Since 2008, Haines track meet results have been posted on the website athletic.net. But for previous years, the records trail is a zigzag course. A record board was once hung from the gymnasium wall, but that was removed in the mid-1980s. A track coach in Juneau has records of regional championships and dual meets back to 2002. Archives for Juneau newspapers go back more than 100 years, but the Chilkat Valley News started in 1966 and didn’t cover high school sports consistently until the 1990s.

Other records might be recorded on trophies or awards.

A few Southeast records held by Haines athletes – Charlie DeWitt’s 21-foot, five-inch long jump in 1973 and Danny Pardee’s 38.97 run in the 300 hurdles in 1997 – are in regional record books in Juneau.

But only a few records on Stanford’s list date back before the 1990s, suggesting others may be missing.

Complications in comparing records include that race distances got longer with a switch from yards to meters in the early 1980s, so some may not be directly comparable or will require parallel listings or asterisks. The development of all-weather tracks also skews the field toward more recent athletes, he said.

“All the results won’t be based on the same (factors) nowadays, but you can still get a really good idea of what the athletes were doing. All records have to be subject to a little flexibility,” Stanford said. “We’re trying to get an idea of who had the best results.”

Stanford said he hopes the district creates a website where records can be posted for all sports, as well as activities like music and Drama, Debate and Forensics. “Kids that participate in these things deserve to know what some of these individual records are.”

Already students are checking out his listing of track records, he said. “I’ve already heard kids saying, ‘I think I can beat that.’”

Steve Fossman, who has coached the boys’ varsity basketball team since 2006, said he’s been wondering about records for years. He played on Haines High School’s varsity basketball team 1977-80 and knows that he held two regional, season scoring records because the Juneau Empire would publish leaders in its sports section.

“I’ve always been curious how Terry Sele and guys like that did. It would be nice for people like Terry to be able to punch into a computer and see how he did. There’s some kids in town who don’t even know that some of these old guys even played. I think it would surprise them to see how some of them did,” Fossman said.

Fossman’s wife Ann Fossman kept basketball statistics studiously during son Kyle’s four years on the team – even going so far as paying a student to videotape games – because those numbers are critical for securing scholarships, she said. “If we have a kid we think can win a scholarship, I put every effort into keeping all the stats.”

She is fairly certain Kyle’s 45 points against Sitka on Feb. 21, 2009 is a single-game scoring record for the boys’ team.
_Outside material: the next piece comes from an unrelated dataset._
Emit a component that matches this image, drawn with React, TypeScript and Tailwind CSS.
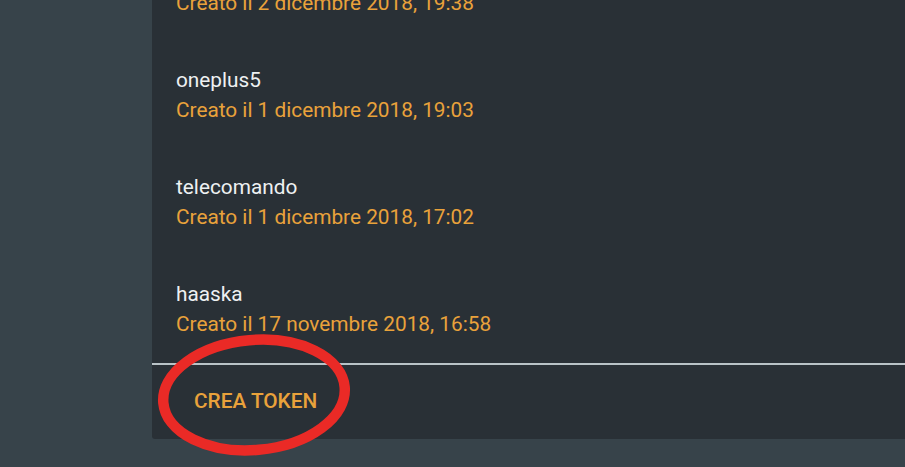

But as an example of how records were kept in the past, Fossman mentioned finding scorebooks from husband Steve’s varsity team in a girls’ locker room trash can in 2007.

Steve Fossman said the boys’ varsity basketball team has scorebooks back to 2006, and some records might be compiled from them. “They’re all in different places, in shoe boxes and under beds. It would be a monumental task for me to find them and put them in order,” Ann Fossman said.

Basketball is chock full of statistics and records, ranging from tallies of assists, rebounds and turnovers to percentages for free throws and field goals.

Some of those could be interesting for comparing players, Fossman said. “You could have a player with an all-time record in shooting percentage but he only scored half the total points of another player.”

Consideration also would have to be given to rule changes like the three-point shot, which wasn’t adopted until the late 1980s.

Fossman said records would “really help” in terms of motivating athletes. “I think it would benefit kids out for all sports, for the parents and athletes to see them and have something to shoot for. There are a lot of different records. With computers, you’d think it would be easy to lock that in at the school.”

Compiling consistent basketball records would likely require paying someone and would have to come as a directive from the school district, Fossman said.

“Everybody’s got to be on board to make it work… Track (records) would be easy to get going. It would be a little more of a challenge in basketball, but I’m in favor of it. You’d definitely have some people coming forward to generate some research. Once you start posting records (and someone disagrees with a listing), you’re going to hear it.”

School activities director Tiana Taylor said that for now, she is just looking to replace the track record board that was removed from the gym.

Keeping records for other sports and activities would involve a lot of questions, including which records to keep, where to keep them, and who would be responsible for keeping and updating them, she said.

“That would have to be a bigger conversation that would involve funding and happen at the district level,” Taylor said. “For now, this is strictly track.”